We may say I want a friend and I want it now.  Friendships take time to build.  Someone once said, “You can’t be good friends until you have eaten enough food together.”  Friendship occurs after we walked enough roads together and stood shoulder to shoulder through the passing of time.

Sooner or later, all of us experience the loss of friendship by death.  Our friend’s death may end their suffering, and be a gateway to eternal life; but it still robs us of a precious friend.  After a good friend dies it can feel like a thief entered our lives.  This story shows God can handle how we feel about the loss of friend.  This is the hard place where faith journeys.

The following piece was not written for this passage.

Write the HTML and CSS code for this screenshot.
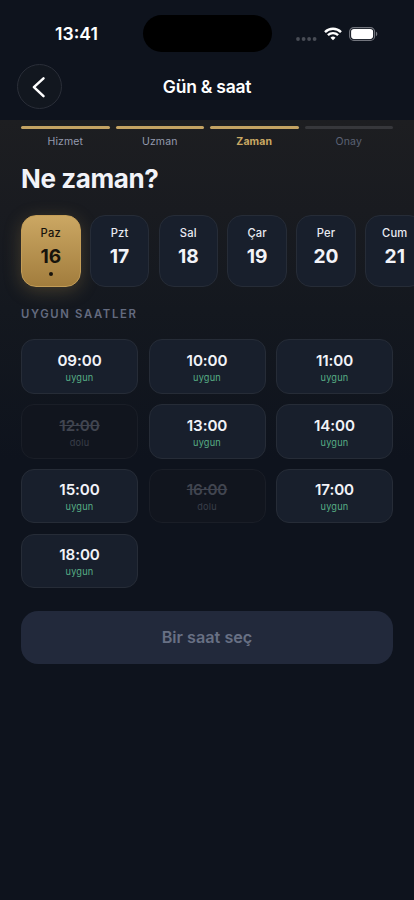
FILE: index.html
```html
<!DOCTYPE html>
<html lang="tr">
<head>
<meta charset="utf-8">
<meta name="viewport" content="width=device-width, initial-scale=1">
<title>Gün &amp; saat</title>
<link rel="stylesheet" href="styles.css">
</head>
<body>
<div class="statusbar">
  <div class="clock">13:41</div>
  <div class="island"></div>
  <div class="indicators">
    <svg class="dots" width="21" height="4" viewBox="0 0 21 4"><circle cx="2" cy="2" r="1.9"/><circle cx="7.6" cy="2" r="1.9"/><circle cx="13.1" cy="2" r="1.9"/><circle cx="18.6" cy="2" r="1.9"/></svg>
    <svg class="wifi" width="18" height="14" viewBox="0 0 18 14" fill="none" stroke="#fff" stroke-width="2.4"><path d="M1 5.1a11.4 11.4 0 0 1 16 0"/><path d="M3.9 8.2a7.3 7.3 0 0 1 10.2 0"/><path d="M9 13.2 6.5 10.7a3.6 3.6 0 0 1 5 0z" fill="#fff" stroke="none"/></svg>
    <svg class="battery" width="29" height="14" viewBox="0 0 29 14"><rect x=".6" y=".6" width="25" height="12.8" rx="4.2" fill="none" stroke="#72757d" stroke-width="1.1"/><rect x="2.1" y="2.1" width="22" height="9.8" rx="2.8" fill="#fff"/><path d="M27 4.8c1.7.6 1.7 3.8 0 4.4z" fill="#72757d"/></svg>
  </div>
</div>
<header class="navbar">
  <button class="back" aria-label="Geri"><svg width="46" height="46" viewBox="0 0 46 46" fill="none" stroke="#fff" stroke-width="2.5" stroke-linecap="round" stroke-linejoin="round"><path d="M26.5 14.4 16.9 23.2 26.5 32.2"/></svg></button>
  <h1>Gün &amp; saat</h1>
</header>
<main>
  <ol class="steps">
    <li class="done">Hizmet</li>
    <li class="done">Uzman</li>
    <li class="done current">Zaman</li>
    <li class="next">Onay</li>
  </ol>
  <h2>Ne zaman?</h2>
  <div class="days">
    <div class="day selected"><span>Paz</span><b>16</b><i></i></div>
    <div class="day"><span>Pzt</span><b>17</b></div>
    <div class="day"><span>Sal</span><b>18</b></div>
    <div class="day"><span>Çar</span><b>19</b></div>
    <div class="day"><span>Per</span><b>20</b></div>
    <div class="day"><span>Cum</span><b>21</b></div>
  </div>
  <h3>UYGUN SAATLER</h3>
  <div class="slots">
    <div class="slot"><b>09:00</b><span>uygun</span></div>
    <div class="slot"><b>10:00</b><span>uygun</span></div>
    <div class="slot"><b>11:00</b><span>uygun</span></div>
    <div class="slot full"><b>12:00</b><span>dolu</span></div>
    <div class="slot"><b>13:00</b><span>uygun</span></div>
    <div class="slot"><b>14:00</b><span>uygun</span></div>
    <div class="slot"><b>15:00</b><span>uygun</span></div>
    <div class="slot full"><b>16:00</b><span>dolu</span></div>
    <div class="slot"><b>17:00</b><span>uygun</span></div>
    <div class="slot"><b>18:00</b><span>uygun</span></div>
  </div>
  <button class="submit" disabled>Bir saat seç</button>
</main>
</body>
</html>
```
FILE: styles.css
```css
* { box-sizing: border-box; }
body {
  margin: 0;
  height: 900px;
  overflow: hidden;
  background: #0e131d;
  color: #f2f3f8;
  font-family: Inter, "Liberation Sans", sans-serif;
}
h1, h2, h3, ol { margin: 0; padding: 0; }
button { font-family: inherit; padding: 0; }

.statusbar {
  height: 64px;
  padding: 15px 36px 0 55px;
  display: grid;
  grid-template-columns: 87.5px 129px 1fr;
  align-items: start;
}
.clock { padding-top: 8px; font-size: 17.6px; line-height: 22px; font-weight: 600; color: #fff; }
.island { height: 37px; border-radius: 19px; background: #000; }
.indicators { display: flex; justify-content: flex-end; align-items: center; padding-top: 12px; }
.dots { fill: #484c55; margin: 9px 7px 0 0; }
.wifi { margin-right: 7px; }

.navbar {
  height: 56px;
  padding: 0 17px;
  display: grid;
  grid-template-columns: 46px 1fr 46px;
}
.back {
  width: 45px;
  height: 45px;
  border: 1px solid #2a2e38;
  border-radius: 50%;
  background: #12171f;
  display: flex;
  align-items: center;
  justify-content: center;
}
.back svg { flex: none; }
h1 { font-size: 17.5px; line-height: 46px; font-weight: 600; letter-spacing: -.25px; text-align: center; color: #fff; }

main {
  height: 780px;
  padding: 6px 21px 0;
  background: linear-gradient(#1d1e21, #191b20 90px, #14181f 190px, #0e131d 340px);
}
.steps { list-style: none; display: grid; grid-template-columns: repeat(4, 1fr); gap: 6px; }
.steps li {
  font-size: 10.5px;
  line-height: 14px;
  letter-spacing: .1px;
  text-align: center;
  color: #949baf;
}
.steps li::before {
  content: "";
  display: block;
  height: 3px;
  margin-bottom: 6px;
  border-radius: 2px;
  background: #36373b;
}
.steps .done::before { background: #c4a363; }
.steps .current { color: #c9a863; font-weight: 700; }
.steps .next { color: #5b6274; }

h2 { margin-top: 12px; font-size: 26px; line-height: 36px; font-weight: 700; letter-spacing: -.4px; }

.days { display: flex; gap: 9.3px; margin: 17.5px -21px 0 0; }
.day {
  flex: 0 0 59.5px;
  height: 72px;
  padding-top: 9px;
  border: 1px solid #262c37;
  border-radius: 15px;
  background: #181f2c;
  display: flex;
  flex-direction: column;
  align-items: center;
}
.day span { font-size: 11.2px; line-height: 16px; font-weight: 500; letter-spacing: .2px; color: #e9ebf2; }
.day b { margin-top: 2px; font-size: 19.2px; line-height: 26px; font-weight: 700; }
.day i { width: 4px; height: 4px; margin-top: 3px; border-radius: 50%; background: #17130c; }
.selected {
  border-color: #c39d57;
  background: linear-gradient(#cba763, #a27d3d);
  box-shadow: 0 4px 18px rgba(196, 158, 83, .26);
}
.day.selected span, .selected b { color: #17130c; }

h3 { margin-top: 18.5px; font-size: 11.3px; line-height: 18px; font-weight: 600; letter-spacing: 1.65px; color: #646b7f; }

.slots { display: grid; grid-template-columns: repeat(3, 1fr); gap: 10.5px; margin-top: 16.3px; }
.slot {
  height: 54.4px;
  padding-top: 10.4px;
  border: 1px solid #262c37;
  border-radius: 13px;
  background: #181f2c;
  display: flex;
  flex-direction: column;
  align-items: center;
}
.slot b { font-size: 15.2px; line-height: 20px; font-weight: 600; letter-spacing: -.1px; }
.slot span { font-size: 9.2px; line-height: 13px; letter-spacing: .2px; color: #57ad85; }
.full { border-color: #1a1e27; background: #11151e; }
.full b { color: #414550; text-decoration: line-through; }
.slot.full span { color: #393e49; }

.submit {
  display: block;
  width: 100%;
  height: 52.5px;
  margin-top: 22.7px;
  border: 0;
  border-radius: 17px;
  background: #22293b;
  color: #687084;
  font-size: 16.2px;
  font-weight: 600;
}
```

This is also the place where the mother ship of FUMC acts as a community of faithful friends; anchored firmly to the virtue of being friends as God is friend to us; willing to be known and willing to offer ourselves freely.  The anchor of friendship in our lives allows us to hold on while God works on us from the inside out.  The necessary recreating work of God that takes place in our lives when we are wounded and hurt is aided greatly by the anchor of friendship.  Our mother ship can offer to others a place to anchor their friendships; knowing this is a place where God can reshape us and them into the children of God needs for tomorrow, even not knowing what tomorrow will bring.  This is the work of being a friend.  There is no greater privilege than being a friend who cooperates with God in being a friend.